* YOUR INSTRUCTIONS *
Find the lines holding the string "this" in the data, then copy all of them.

★ ★ ★ ★ ★

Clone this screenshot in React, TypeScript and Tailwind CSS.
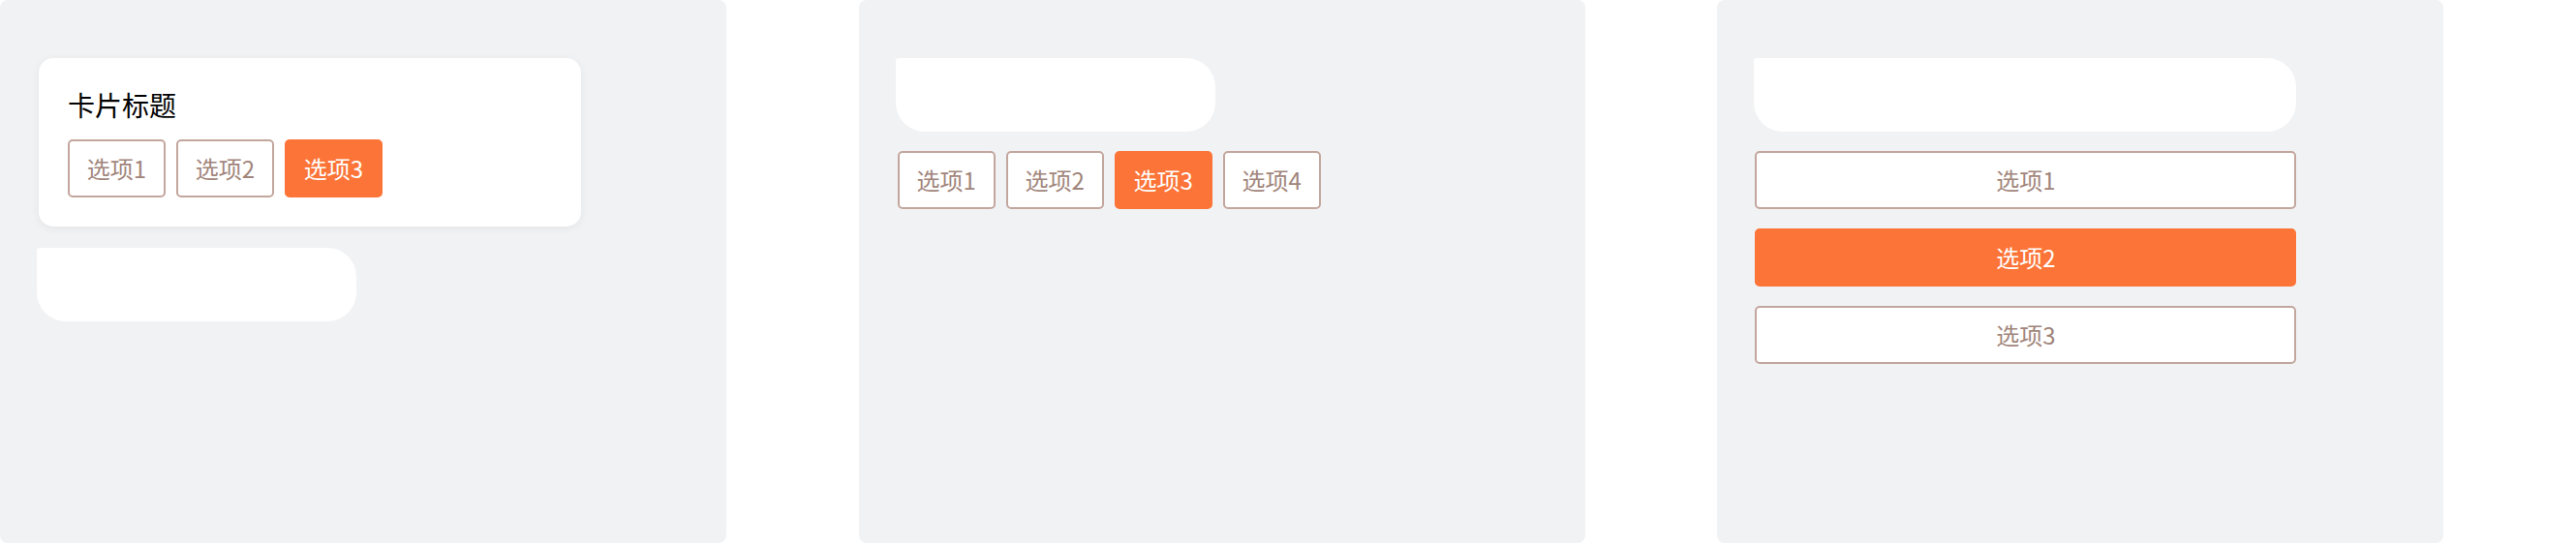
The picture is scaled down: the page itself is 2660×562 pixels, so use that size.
import React from "react";

const font = { fontFamily: '"Noto Sans CJK SC", "Noto Sans", sans-serif' };

function Option({ label, active, className = "" }: { label: string; active?: boolean; className?: string }) {
  return (
    <div
      className={
        "flex h-[60px] items-center justify-center rounded-[5px] border-2 text-[24px] " +
        (active
          ? "border-[#fc7437] bg-[#fc7437] text-white "
          : "border-[#c3a69d] bg-white text-[#a1857b] ") +
        className
      }
    >
      {label}
    </div>
  );
}

function Placeholder({ className = "" }: { className?: string }) {
  return <div className={"h-[76px] rounded-[3px_30px_30px_30px] bg-white " + className} />;
}

function Panel({ children }: { children: React.ReactNode }) {
  return (
    <div className="h-[561px] w-[750px] rounded-lg bg-[#f1f2f4] px-[38px] pt-[60px]">{children}</div>
  );
}

export default function App() {
  return (
    <div className="grid h-[562px] w-[2660px] grid-cols-3 bg-white" style={font}>
      {/* card with title and a row of options */}
      <Panel>
        <div className="ml-[2px] w-[560px] rounded-[15px] bg-white p-[30px] shadow-[0_2px_10px_rgba(0,0,0,0.06)]">
          <h2 className="mb-[18px] text-[28px] leading-[36px] text-black">卡片标题</h2>
          <div className="flex gap-[11px]">
            <Option label="选项1" className="w-[101px]" />
            <Option label="选项2" className="w-[101px]" />
            <Option label="选项3" active className="w-[101px]" />
          </div>
        </div>
        <Placeholder className="mt-[22px] w-[330px]" />
      </Panel>

      {/* inline options */}
      <Panel>
        <Placeholder className="w-[330px]" />
        <div className="ml-[2px] mt-5 flex gap-[11px]">
          <Option label="选项1" className="w-[101px]" />
          <Option label="选项2" className="w-[101px]" />
          <Option label="选项3" active className="w-[101px]" />
          <Option label="选项4" className="w-[101px]" />
        </div>
      </Panel>

      {/* stacked options */}
      <Panel>
        <Placeholder className="w-[560px]" />
        <div className="ml-[1px] mt-5 flex w-[559px] flex-col gap-5">
          <Option label="选项1" />
          <Option label="选项2" active />
          <Option label="选项3" />
        </div>
      </Panel>
    </div>
  );
}
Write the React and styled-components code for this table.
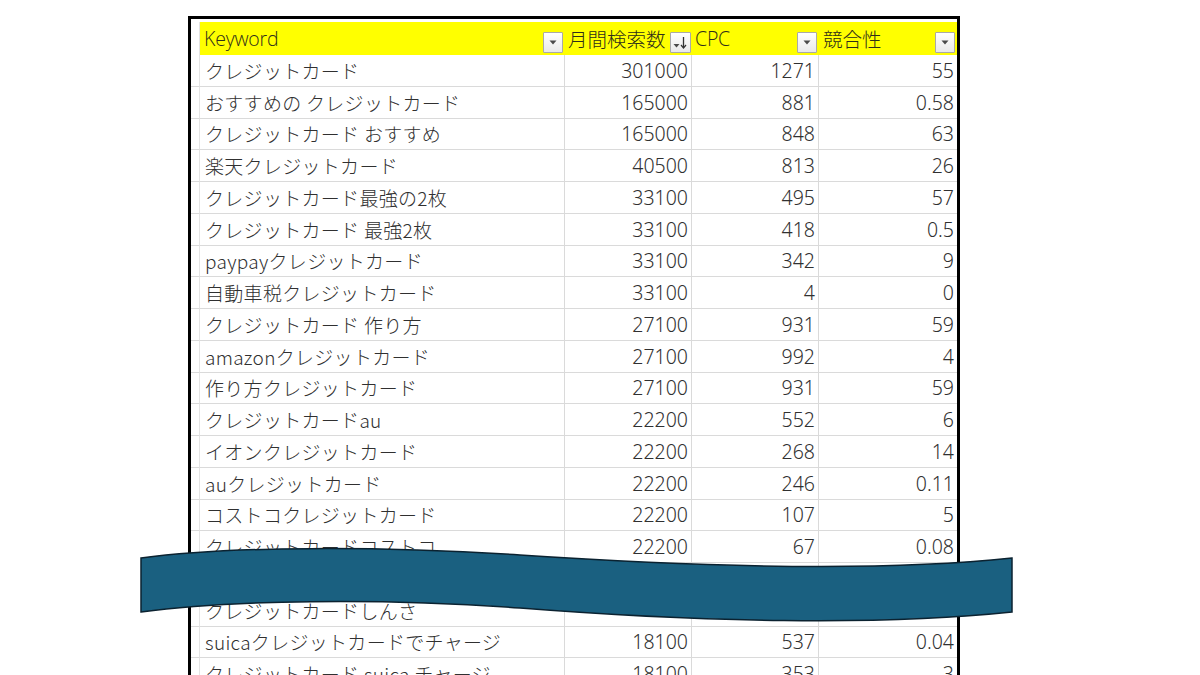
import React from "react";
import styled, { createGlobalStyle } from "styled-components";

const GlobalStyle = createGlobalStyle`
  html, body {
    margin: 0;
    padding: 0;
    background: #ffffff;
  }
  body {
    font-family: "Noto Sans CJK JP", "Noto Sans", sans-serif;
  }
`;

const COLUMNS = "9px 365px 127px 127px 138px";
const GRID = "#dadada";

const Page = styled.div`
  position: relative;
  width: 1200px;
  height: 675px;
  overflow: hidden;
  background: #ffffff;
  padding: 16px 0 0 188px;
  box-sizing: border-box;
`;

const Sheet = styled.div`
  width: 766px;
  height: 700px;
  border: 3px solid #000000;
  border-bottom: none;
  padding-top: 3px;
  background: #ffffff;
`;

const HeaderRow = styled.div`
  display: grid;
  grid-template-columns: ${COLUMNS};
  height: 33px;
`;

const Row = styled.div`
  display: grid;
  grid-template-columns: ${COLUMNS};
  height: 31.75px;
`;

const Gutter = styled.div`
  border-right: 1px solid #e4e4e4;
  border-bottom: ${(p) => (p.$head ? "none" : `1px solid ${GRID}`)};
`;

const HeadCell = styled.div`
  display: flex;
  align-items: center;
  gap: 4px;
  background: #ffff00;
  color: #2e2e1a;
  font-size: 19.5px;
  font-weight: 300;
  padding-left: ${(p) => p.$pad || 4}px;
  padding-right: 2px;
  white-space: nowrap;
  overflow: hidden;
`;

const HeadLabel = styled.span`
  flex: 1;
  font-family: ${(p) =>
    p.$latin ? '"Open Sans", "Noto Sans", sans-serif' : '"Noto Sans CJK JP", sans-serif'};
  letter-spacing: ${(p) => (p.$latin ? "-0.2px" : "0")};
`;

const FilterButton = styled.div`
  align-self: flex-end;
  margin-bottom: 2px;
  width: ${(p) => (p.$wide ? 21 : 20)}px;
  height: 21px;
  box-sizing: border-box;
  border: 1px solid #a9a9a9;
  border-radius: 1px;
  background: linear-gradient(#ffffff, #e9e9e9);
  display: flex;
  align-items: center;
  justify-content: center;
  flex-shrink: 0;
`;

const Cell = styled.div`
  display: flex;
  align-items: center;
  justify-content: ${(p) => (p.$num ? "flex-end" : "flex-start")};
  padding: ${(p) => (p.$num ? "0 3px 0 0" : "0 0 0 5px")};
  border-bottom: 1px solid ${GRID};
  border-right: ${(p) => (p.$last ? "none" : `1px solid ${GRID}`)};
  color: #303030;
  font-size: ${(p) => (p.$num ? 19.5 : 19)}px;
  font-weight: 300;
  white-space: nowrap;
  overflow: hidden;
  font-family: ${(p) =>
    p.$num ? '"Noto Sans", "Noto Sans CJK JP", sans-serif' : '"Noto Sans CJK JP", sans-serif'};
  letter-spacing: ${(p) => (p.$num ? "0" : "0.3px")};
`;

const Wave = styled.svg`
  position: absolute;
  left: 0;
  top: 0;
  width: 1200px;
  height: 675px;
  pointer-events: none;
`;

const rows = [
  ["クレジットカード", "301000", "1271", "55"],
  ["おすすめの クレジットカード", "165000", "881", "0.58"],
  ["クレジットカード おすすめ", "165000", "848", "63"],
  ["楽天クレジットカード", "40500", "813", "26"],
  ["クレジットカード最強の2枚", "33100", "495", "57"],
  ["クレジットカード 最強2枚", "33100", "418", "0.5"],
  ["paypayクレジットカード", "33100", "342", "9"],
  ["自動車税クレジットカード", "33100", "4", "0"],
  ["クレジットカード 作り方", "27100", "931", "59"],
  ["amazonクレジットカード", "27100", "992", "4"],
  ["作り方クレジットカード", "27100", "931", "59"],
  ["クレジットカードau", "22200", "552", "6"],
  ["イオンクレジットカード", "22200", "268", "14"],
  ["auクレジットカード", "22200", "246", "0.11"],
  ["コストコクレジットカード", "22200", "107", "5"],
  ["クレジットカードコストコ", "22200", "67", "0.08"],
  ["クレジットカード審査", "18100", "702", "1"],
  ["クレジットカードしんさ", "", "", ""],
  ["suicaクレジットカードでチャージ", "18100", "537", "0.04"],
  ["クレジットカード suica チャージ", "18100", "353", "3"],
];

const DropIcon = () => (
  <svg width="8" height="5" viewBox="0 0 8 5">
    <path d="M0.5 0.5 L7.5 0.5 L4 4.5 Z" fill="#4a4a4a" />
  </svg>
);

const SortIcon = () => (
  <svg width="15" height="13" viewBox="0 0 15 13">
    <path d="M0.5 8 L6.5 8 L3.5 11.5 Z" fill="#4a4a4a" />
    <path d="M10.5 1 L10.5 11.5" stroke="#333" strokeWidth="1.3" />
    <path d="M8 9 L10.5 12 L13 9" stroke="#333" strokeWidth="1.2" fill="none" />
  </svg>
);

const App = () => (
  <Page>
    <GlobalStyle />
    <Sheet>
      <HeaderRow>
        <Gutter $head />
        <HeadCell>
          <HeadLabel $latin>Keyword</HeadLabel>
          <FilterButton>
            <DropIcon />
          </FilterButton>
        </HeadCell>
        <HeadCell $pad={3}>
          <HeadLabel>月間検索数</HeadLabel>
          <FilterButton $wide>
            <SortIcon />
          </FilterButton>
        </HeadCell>
        <HeadCell $pad={3}>
          <HeadLabel $latin>CPC</HeadLabel>
          <FilterButton>
            <DropIcon />
          </FilterButton>
        </HeadCell>
        <HeadCell>
          <HeadLabel>競合性</HeadLabel>
          <FilterButton>
            <DropIcon />
          </FilterButton>
        </HeadCell>
      </HeaderRow>
      {rows.map(([kw, vol, cpc, comp], i) => (
        <Row key={i}>
          <Gutter />
          <Cell>{kw}</Cell>
          <Cell $num>{vol}</Cell>
          <Cell $num>{cpc}</Cell>
          <Cell $num $last>
            {comp}
          </Cell>
        </Row>
      ))}
    </Sheet>
    <Wave viewBox="0 0 1200 675">
      <path
        d="M141 558 C230 546 380 546 520 555 C700 567 880 572 1012 558 L1012 612 C880 626 700 622 520 608 C380 598 230 600 141 612 Z"
        fill="#1a6080"
        stroke="#0b2230"
        strokeWidth="1.5"
      />
    </Wave>
  </Page>
);

export default App;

★ ★ ★ ★ ★

* EXPECTED OUTPUT *
Clone this screenshot in React, TypeScript and Tailwind CSS.
Write the React and styled-components code for this table.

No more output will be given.